GIVEN INFORMATION -
####

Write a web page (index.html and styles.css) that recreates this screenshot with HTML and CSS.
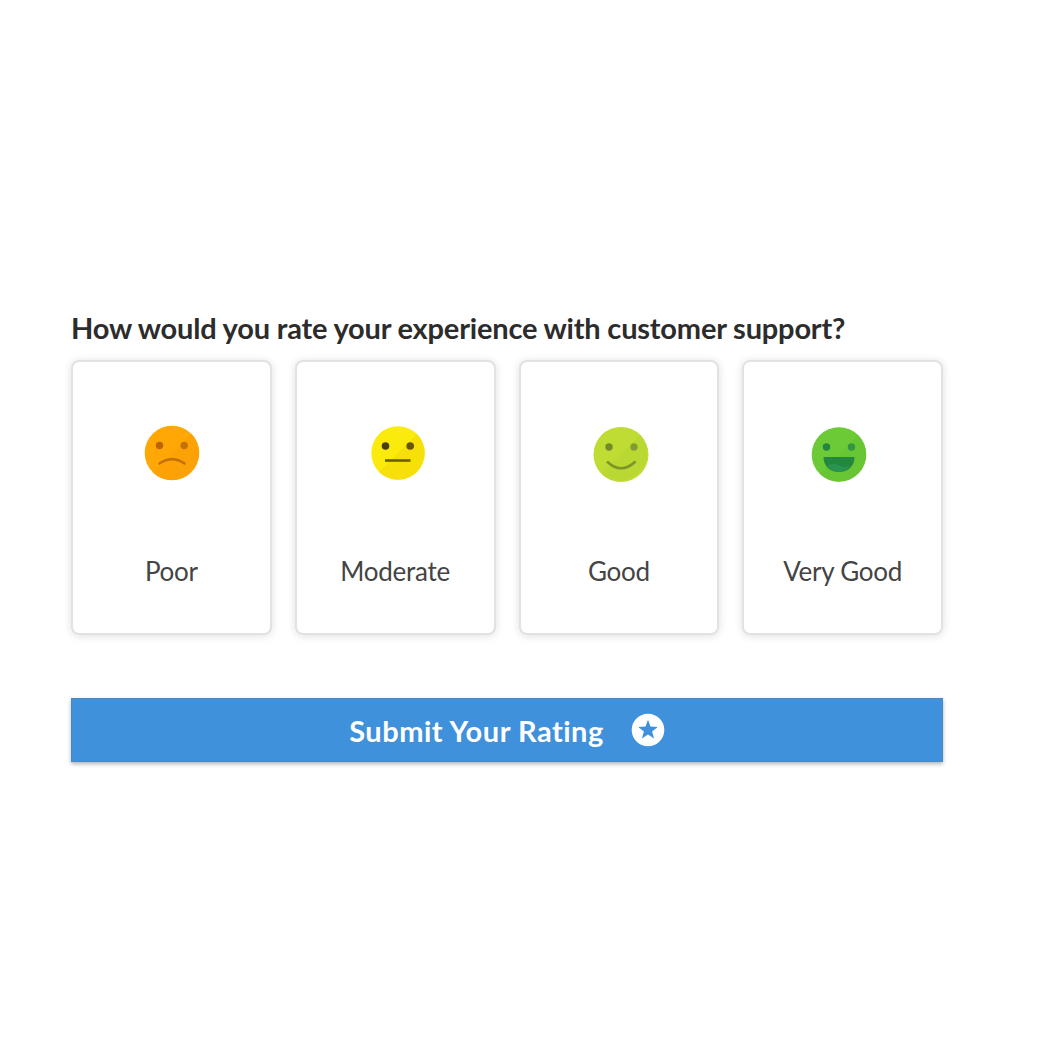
FILE: index.html
```html
<!doctype html>
<html lang="en">

<head>
  <meta charset="utf-8">
  <meta name="viewport" content="width=device-width, initial-scale=1">
  <title>Rate Customer Support</title>
  <link rel="stylesheet" href="styles.css">
</head>

<body>
  <main class="rating">
    <h1 class="question">How would you rate your experience with customer support?</h1>

    <div class="cards">
      <div class="card">
        <svg class="face face-poor" viewBox="0 0 56 56">
          <circle cx="28" cy="28" r="27.300" fill="#ffa805"/>
          <path d="M47.300 8.700a27.300 27.300 0 0 1-38.600 38.600z" fill="#fda206"/>
          <circle cx="15.500" cy="20.500" r="3.700" fill="#b96504"/>
          <circle cx="40.200" cy="20.500" r="3.700" fill="#c57204"/>
          <path d="M15.500 38.500Q28 30 40.500 38.500" fill="none" stroke="#c46f04" stroke-width="2.500" stroke-linecap="round"/>
        </svg>
        <span class="label">Poor</span>
      </div>
      <div class="card">
        <svg class="face face-moderate" viewBox="0 0 56 56">
          <circle cx="28" cy="28" r="26.700" fill="#faeb0c"/>
          <path d="M46.900 9.100a26.700 26.700 0 0 1-37.800 37.800z" fill="#f7df0a"/>
          <circle cx="15.500" cy="21" r="3.800" fill="#4b3d08"/>
          <circle cx="40.200" cy="21" r="3.800" fill="#655309"/>
          <path d="M15 35.500H40.500" fill="none" stroke="#6d5b09" stroke-width="2.600"/>
        </svg>
        <span class="label">Moderate</span>
      </div>
      <div class="card">
        <svg class="face face-good" viewBox="0 0 56 56">
          <circle cx="28" cy="28.500" r="27.500" fill="#bfdc35"/>
          <path d="M47.400 9.100a27.500 27.500 0 0 1-38.800 38.800z" fill="#bad832"/>
          <circle cx="16" cy="21" r="3.700" fill="#728a28"/>
          <circle cx="41" cy="21" r="3.700" fill="#829c34"/>
          <path d="M14 35.500Q28 49 42.500 35.500" fill="none" stroke="#7e9428" stroke-width="2.500"/>
        </svg>
        <span class="label">Good</span>
      </div>
      <div class="card">
        <svg class="face face-very-good" viewBox="0 0 56 56">
          <circle cx="28" cy="28.500" r="27.300" fill="#6bca35"/>
          <path d="M47.300 9.200a27.300 27.300 0 0 1-38.600 38.600z" fill="#68c634"/>
          <circle cx="15.500" cy="21" r="3.700" fill="#238640"/>
          <circle cx="40.500" cy="21" r="3.700" fill="#359444"/>
          <path d="M12.500 31h31c0 9-6.500 15-15.500 15s-15.500-6-15.500-15z" fill="#22873f"/>
          <path d="M16.500 40c4-3 8-3 12-.5 4 2 7 1 11 .5-3 3.800-7 6-11.500 6s-9-2.200-11.500-6z" fill="#2b9350"/>
        </svg>
        <span class="label">Very Good</span>
      </div>
    </div>

    <button class="submit" type="button">
      Submit Your Rating
      <svg class="star" viewBox="0 0 34 34">
        <circle cx="17" cy="17" r="16.300" fill="#fff"/>
        <path d="M17 6.800l2.500 6.800 7.300.3-5.700 4.500 2 7-6.100-4-6.100 4 2-7-5.700-4.500 7.300-.3z" fill="#3f91dc"/>
      </svg>
    </button>
  </main>
</body>
</html>
```

FILE: styles.css
```css
* {
  box-sizing: border-box;
}

body {
  min-height: 100vh;
  margin: 0;
  padding: 309px 0 0 71px;
  background-color: #fff;
  font-family: Lato, "Liberation Sans", sans-serif;
}

.rating {
  width: 872px;
}

.question {
  margin: 0;
  color: #2c2c2c;
  font-size: 29px;
  font-weight: 700;
  line-height: 38px;
  letter-spacing: -.19px;
  white-space: nowrap;
}

.cards {
  display: grid;
  grid-template-columns: repeat(4, 1fr);
  gap: 23px;
  margin-top: 13px;
}

.card {
  display: flex;
  flex-direction: column;
  align-items: center;
  height: 275px;
  padding-top: 63px;
  border: 2px solid #e2e2e2;
  border-radius: 8px;
  background-color: #fff;
  box-shadow: 0 1px 8px rgba(0, 0, 0, .13);
}

.face {
  width: 56px;
  height: 56px;
  margin-bottom: 74px;
}

/* the faces are not quite centred in their cards */
.face-poor {
  margin-left: 1px;
}

.face-moderate {
  margin-left: 6px;
}

.face-good {
  margin-top: 1px;
  margin-bottom: 73px;
  margin-left: 4px;
}

.face-very-good {
  margin-top: 1px;
  margin-bottom: 73px;
  margin-right: 8px;
}

.label {
  color: #444;
  font-size: 26px;
  line-height: 32px;
  letter-spacing: -.25px;
}

.submit {
  display: flex;
  align-items: center;
  justify-content: center;
  gap: 27px;
  width: 100%;
  height: 64px;
  margin-top: 63px;
  padding: 0;
  border: 1px solid #4a89c4;
  background-color: #3f91dc;
  box-shadow: 0 2px 4px rgba(0, 0, 0, .3);
  color: #fff;
  font-family: inherit;
  font-size: 29px;
  font-weight: 700;
  letter-spacing: .52px;
}

.star {
  width: 34px;
  height: 34px;
}
```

####

PROBLEM DESCRIPTION - Print the whole listing above once more, word for word, without its pictures.

FINAL RESULT -
Write a web page (index.html and styles.css) that recreates this screenshot with HTML and CSS.
FILE: index.html
```html
<!doctype html>
<html lang="en">

<head>
  <meta charset="utf-8">
  <meta name="viewport" content="width=device-width, initial-scale=1">
  <title>Rate Customer Support</title>
  <link rel="stylesheet" href="styles.css">
</head>

<body>
  <main class="rating">
    <h1 class="question">How would you rate your experience with customer support?</h1>

    <div class="cards">
      <div class="card">
        <svg class="face face-poor" viewBox="0 0 56 56">
          <circle cx="28" cy="28" r="27.300" fill="#ffa805"/>
          <path d="M47.300 8.700a27.300 27.300 0 0 1-38.600 38.600z" fill="#fda206"/>
          <circle cx="15.500" cy="20.500" r="3.700" fill="#b96504"/>
          <circle cx="40.200" cy="20.500" r="3.700" fill="#c57204"/>
          <path d="M15.500 38.500Q28 30 40.500 38.500" fill="none" stroke="#c46f04" stroke-width="2.500" stroke-linecap="round"/>
        </svg>
        <span class="label">Poor</span>
      </div>
      <div class="card">
        <svg class="face face-moderate" viewBox="0 0 56 56">
          <circle cx="28" cy="28" r="26.700" fill="#faeb0c"/>
          <path d="M46.900 9.100a26.700 26.700 0 0 1-37.800 37.800z" fill="#f7df0a"/>
          <circle cx="15.500" cy="21" r="3.800" fill="#4b3d08"/>
          <circle cx="40.200" cy="21" r="3.800" fill="#655309"/>
          <path d="M15 35.500H40.500" fill="none" stroke="#6d5b09" stroke-width="2.600"/>
        </svg>
        <span class="label">Moderate</span>
      </div>
      <div class="card">
        <svg class="face face-good" viewBox="0 0 56 56">
          <circle cx="28" cy="28.500" r="27.500" fill="#bfdc35"/>
          <path d="M47.400 9.100a27.500 27.500 0 0 1-38.800 38.800z" fill="#bad832"/>
          <circle cx="16" cy="21" r="3.700" fill="#728a28"/>
          <circle cx="41" cy="21" r="3.700" fill="#829c34"/>
          <path d="M14 35.500Q28 49 42.500 35.500" fill="none" stroke="#7e9428" stroke-width="2.500"/>
        </svg>
        <span class="label">Good</span>
      </div>
      <div class="card">
        <svg class="face face-very-good" viewBox="0 0 56 56">
          <circle cx="28" cy="28.500" r="27.300" fill="#6bca35"/>
          <path d="M47.300 9.200a27.300 27.300 0 0 1-38.600 38.600z" fill="#68c634"/>
          <circle cx="15.500" cy="21" r="3.700" fill="#238640"/>
          <circle cx="40.500" cy="21" r="3.700" fill="#359444"/>
          <path d="M12.500 31h31c0 9-6.500 15-15.500 15s-15.500-6-15.500-15z" fill="#22873f"/>
          <path d="M16.500 40c4-3 8-3 12-.5 4 2 7 1 11 .5-3 3.800-7 6-11.500 6s-9-2.200-11.500-6z" fill="#2b9350"/>
        </svg>
        <span class="label">Very Good</span>
      </div>
    </div>

    <button class="submit" type="button">
      Submit Your Rating
      <svg class="star" viewBox="0 0 34 34">
        <circle cx="17" cy="17" r="16.300" fill="#fff"/>
        <path d="M17 6.800l2.500 6.800 7.300.3-5.700 4.500 2 7-6.100-4-6.100 4 2-7-5.700-4.500 7.300-.3z" fill="#3f91dc"/>
      </svg>
    </button>
  </main>
</body>
</html>
```

FILE: styles.css
```css
* {
  box-sizing: border-box;
}

body {
  min-height: 100vh;
  margin: 0;
  padding: 309px 0 0 71px;
  background-color: #fff;
  font-family: Lato, "Liberation Sans", sans-serif;
}

.rating {
  width: 872px;
}

.question {
  margin: 0;
  color: #2c2c2c;
  font-size: 29px;
  font-weight: 700;
  line-height: 38px;
  letter-spacing: -.19px;
  white-space: nowrap;
}

.cards {
  display: grid;
  grid-template-columns: repeat(4, 1fr);
  gap: 23px;
  margin-top: 13px;
}

.card {
  display: flex;
  flex-direction: column;
  align-items: center;
  height: 275px;
  padding-top: 63px;
  border: 2px solid #e2e2e2;
  border-radius: 8px;
  background-color: #fff;
  box-shadow: 0 1px 8px rgba(0, 0, 0, .13);
}

.face {
  width: 56px;
  height: 56px;
  margin-bottom: 74px;
}

/* the faces are not quite centred in their cards */
.face-poor {
  margin-left: 1px;
}

.face-moderate {
  margin-left: 6px;
}

.face-good {
  margin-top: 1px;
  margin-bottom: 73px;
  margin-left: 4px;
}

.face-very-good {
  margin-top: 1px;
  margin-bottom: 73px;
  margin-right: 8px;
}

.label {
  color: #444;
  font-size: 26px;
  line-height: 32px;
  letter-spacing: -.25px;
}

.submit {
  display: flex;
  align-items: center;
  justify-content: center;
  gap: 27px;
  width: 100%;
  height: 64px;
  margin-top: 63px;
  padding: 0;
  border: 1px solid #4a89c4;
  background-color: #3f91dc;
  box-shadow: 0 2px 4px rgba(0, 0, 0, .3);
  color: #fff;
  font-family: inherit;
  font-size: 29px;
  font-weight: 700;
  letter-spacing: .52px;
}

.star {
  width: 34px;
  height: 34px;
}
```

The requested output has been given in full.